Returns a vector of Node, where each element in the vector is the symbolic form of Jᵀv. Also returns v_vector a vector of the v variables. This is useful if you want to generate a function to evaluate Jᵀv and you want to separate the inputs to the function and the v variables.

make_Expr(
    func_array::AbstractArray{<:Node},
    input_variables::AbstractVector{<:Node},
    in_place::Bool,
    init_with_zeros::Bool
)

make_Expr(
    A::SparseMatrixCSC{<:Node,<:Integer},
    input_variables::AbstractVector{<:Node},
    in_place::Bool, init_with_zeros::Bool
)

init_with_zeros argument is not used for sparse matrices.

make_function(
    func_array::AbstractArray{<:Node},
    input_variables::AbstractVector{<:Node}...;
    in_place::Bool=false, init_with_zeros::Bool=true
)

Makes a function to evaluate the symbolic expressions in func_array. Every variable that is used in func_array must also be in input_variables. However, it will not cause an error if variables in input_variables are not variables used by func_array.

julia> @variables x
x

julia> f = x+1
(x + 1)


julia> jac = jacobian([f],[x]) #the Jacobian has a single constant element, 1, and is no longer a function of x
1×1 Matrix{FastDifferentiation.Node}:
 1

 julia> fjac = make_function(jac,[x])
 ...
 
 julia> fjac(2.0) #the value 2.0 is passed in for the variable x but has no effect on the output. Does not cause a runtime exception.
 1×1 Matrix{Float64}:
  1.0

If in_place=false then a new array will be created to hold the result each time the function is called. If in_place=true the function expects a user supplied array to hold the result. The user supplied array must be the first argument to the function.

julia> @variables x
x

julia> f! = make_function([x,x^2],[x],in_place=true)
...

julia> result = zeros(2)
2-element Vector{Float64}:
 0.0
 0.0

julia> f!(result,[2.0])
4.0

julia> result
2-element Vector{Float64}:
 2.0
 4.0

If the array is sparse then the keyword argument init_with_zeros has no effect. If the array is dense and in_place=true then the keyword argument init_with_zeros affects how the in place array is initialized. If init_with_zeros = true then the in place array is initialized with zeros. If init_with_zeros=false it is the user's responsibility to initialize the array with zeros before passing it to the runtime generated function.

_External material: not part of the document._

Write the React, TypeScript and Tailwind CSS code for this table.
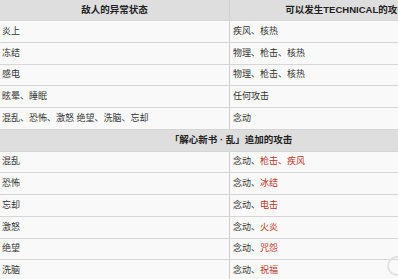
const rows1: [string, string][] = [
  ['炎上', '疾风、核热'],
  ['冻结', '物理、枪击、核热'],
  ['感电', '物理、枪击、核热'],
  ['眩晕、睡眠', '任何攻击'],
  ['混乱、恐怖、激怒 绝望、洗脑、忘却', '念动'],
]

const rows2: [string, string][] = [
  ['混乱', '枪击、疾风'],
  ['恐怖', '冰结'],
  ['忘却', '电击'],
  ['激怒', '火炎'],
  ['绝望', '咒怨'],
  ['洗脑', '祝福'],
]

const h1 = ['h-[22px]', 'h-[22px]', 'h-[21px]', 'h-[22px]', 'h-[22px]']
const h2 = ['h-[21px]', 'h-[22px]', 'h-[22px]', 'h-[22px]', 'h-[21px]', 'h-[22px]']

function Row({ left, right, h }: { left: string; right: React.ReactNode; h: string }) {
  return (
    <div className={`grid grid-cols-[230px_232px] border-t border-[#d6d6d6] bg-[#f9f9f9] ${h}`}>
      <div className="flex items-center pl-[2px] border-r border-[#cfcfcf]">{left}</div>
      <div className="flex items-center pl-[3px]">{right}</div>
    </div>
  )
}

export default function App() {
  return (
    <div
      className="relative w-[398px] h-[279px] overflow-hidden bg-[#f9f9f9] text-[9px] text-[#333]"
      style={{ fontFamily: '"Liberation Sans", "Noto Sans CJK SC", sans-serif' }}
    >
      <div className="w-[462px]">
        {/* header */}
        <div className="grid grid-cols-[230px_232px] h-[20px] bg-[#dedede] font-bold text-[9.5px] text-[#222]">
          <div className="flex items-center justify-center border-r border-[#cfcfcf]">敌人的异常状态</div>
          <div className="flex items-center justify-center whitespace-nowrap">可以发生TECHNICAL的攻击</div>
        </div>

        {rows1.map(([l, r], i) => (
          <Row key={l} left={l} right={r} h={h1[i]} />
        ))}

        {/* section header */}
        <div className="flex items-center justify-center h-[22px] border-t border-[#d6d6d6] bg-[#dedede] font-bold text-[9.5px] text-[#222] whitespace-nowrap">
          「解心新书 · 乱」追加的攻击
        </div>

        {rows2.map(([l, r], i) => (
          <Row
            key={l}
            left={l}
            h={h2[i]}
            right={
              <span>
                念动、<span className="text-[#b8352a]">{r}</span>
              </span>
            }
          />
        ))}
      </div>

      {/* faint floating button at the edge */}
      <div className="absolute left-[387px] top-[256px] w-[20px] h-[20px] rounded-full border-[2px] border-[#e2e2e2]" />
    </div>
  )
}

This can be useful for modestly sparse dense matrices with say at least 1/4 of the array entries non-zero. In this case a sparse matrix may not be as efficient as a dense matrix. But a large fraction of time could be spent unnecessarily setting elements to zero. In this case you can initialize the in place Jacobian array once with zeros before calling the run time generated function.

makevariables(name::Symbol,arraysize::T...)

Returns an Array of variables with names corresponding to their indices in the Array.

Example:

julia> make_variables(:x,3)
3-element Vector{FastDifferentiation.Node}:
 x1
 x2
 x3

julia> make_variables(:x,2,3)
2×3 Matrix{FastDifferentiation.Node}:
 x1_1  x1_2  x1_3
 x2_1  x2_2  x2_3

julia> make_variables(:x,2,3,2)
2×3×2 Array{FastDifferentiation.Node, 3}:
[:, :, 1] =
 x1_1_1  x1_2_1  x1_3_1
 x2_1_1  x2_2_1  x2_3_1

[:, :, 2] =
 x1_1_2  x1_2_2  x1_3_2
 x2_1_2  x2_2_2  x2_3_2

sparse_hessian(expression::Node, variable_order::AbstractVector{<:Node})

Compute a sparse symbolic Hessian. Returns a sparse matrix of symbolic expressions. Can be used in combination with make_function to generate an executable that will return a sparse matrix or take one as an in-place argument.

Example

julia> @variables x y

julia> a = sparse_hessian(x*y,[x,y])
2×2 SparseArrays.SparseMatrixCSC{FastDifferentiation.Node, Int64} with 2 stored entries:
 ⋅  1
 1  ⋅

julia> f1 = make_function(a,[x,y])
...

julia> f1([1.0,2.0])
2×2 SparseArrays.SparseMatrixCSC{Float64, Int64} with 2 stored entries:
  ⋅   1.0
 1.0   ⋅

julia> tmp = similar(a,Float64)
2×2 SparseArrays.SparseMatrixCSC{Float64, Int64} with 2 stored entries:
  ⋅            4.24399e-314
 4.24399e-314   ⋅

julia> f2 = make_function(a,[x,y],in_place=true)
...

julia> f2(tmp, [1.0,2.0])
2×2 SparseArrays.SparseMatrixCSC{Float64, Int64} with 2 stored entries:
  ⋅   1.0
 1.0   ⋅

julia> tmp
2×2 SparseArrays.SparseMatrixCSC{Float64, Int64} with 2 stored entries:
  ⋅   1.0
 1.0   ⋅

sparse_jacobian(
    terms::AbstractVector{<:Node},
    partial_variables::AbstractVector{<:Node}
)

Returns a sparse array containing the Jacobian of the function defined by terms

sparsity(sym_func::AbstractArray{<:Node})

Computes a number representing the sparsity of the array of expressions. If nelts is the number of elements in the array and nzeros is the number of zero elements in the array then sparsity = (nelts-nzeros)/nelts.

Frequently used in combination with a call to make_function to determine whether to set keyword argument init_with_zeros to false.